All of these years, I’ve been taught that it was the sainted Ronald Reagan who single handedly brought the Russian Bear to his knees in spite of the Democratic Congress, communist sympathizers, one and all. Now I come across this article by Yegor Gaidar that suggests it was something more mundane: grain and oil.
Basically, Mr. Gaidar argues that grain production was stagnant due to limitations associated with forced collectivization of agriculture. The Soviets had to eat, so they had to import grain. Having no real industrial exports to offer, they relied on raw commodities, mainly oil and gas, to purchase their grain. When oil prices collapsed in the 80s, the Soviets were in a bind. They needed money to eat. The only money available was from Western governments.
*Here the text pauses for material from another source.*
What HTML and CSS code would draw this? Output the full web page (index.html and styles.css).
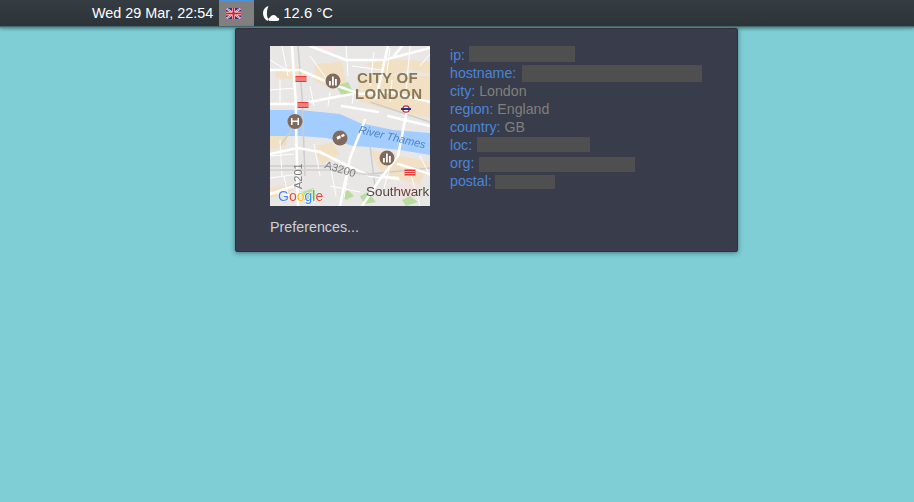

Their money came with strings attached. One string, for example, was a prohibition on crushing democratic initiatives in Socialist bloc countries. And, while there was no direct support of independence movements inside the Soviet Union, home grown ones were assisted by a realization that the Soviet Union would not get its grain loans if it used military force to crush such movements.
Of course, the West was still careful about directly supporting independence movements inside the Soviet Union. When the Lithuanian authorities approached the American embassy in Moscow to ask whether the United States would lend support to the independence of Lithuania, the immediate response was negative. When the Soviet Union tried to use force to reestablish control in Baltic states in January 1991, however, the reaction from the West–including from the United States–was fairly straightforward: “Do as you wish, this is your country. You can choose any solution, but please forget about the $100 billion credit.”
What were Gorbachev’s options at the time? He could not easily dissolve the Soviet empire; the conservative elements inside the Soviet leadership were strongly against this notion. Yet he could not prevent the dissolution of the empire without a massive use of force. But if force was employed, the Soviet state would not get the necessary funds from the West, without which Gorbachev had no chance of staying in power.
This conundrum was the source of Gorbachev’s dilemma, forcing him to strike a deal with both the military and Boris Yeltsin. Hardliners from the KGB and the army who perceived that Gorbachev was simply too weak of a leader staged a coup in August 1991 under the banner of the State Committee for a State of Emergency (GKChP).
Within three days it was clear, however, that the plot had failed because its leaders did not know how to deal with the situation. Even if they found one division able to crush all the people who demonstrated against the GKChP, would the grain appear? Where would they find the food necessary to feed the larger cities? Would the West rapidly give the $100 billion? Their case, like the Soviet state itself, was entirely lost.
On August 22, 1991, the story of the Soviet Union came to an end. A state that does not control its borders or military forces and has no revenue simply cannot exist. The document which effectively concluded the history of the Soviet Union was a letter from the Vneshekonombank in November 1991 to the Soviet leadership, informing them that the Soviet state had not a cent in its coffers.[11]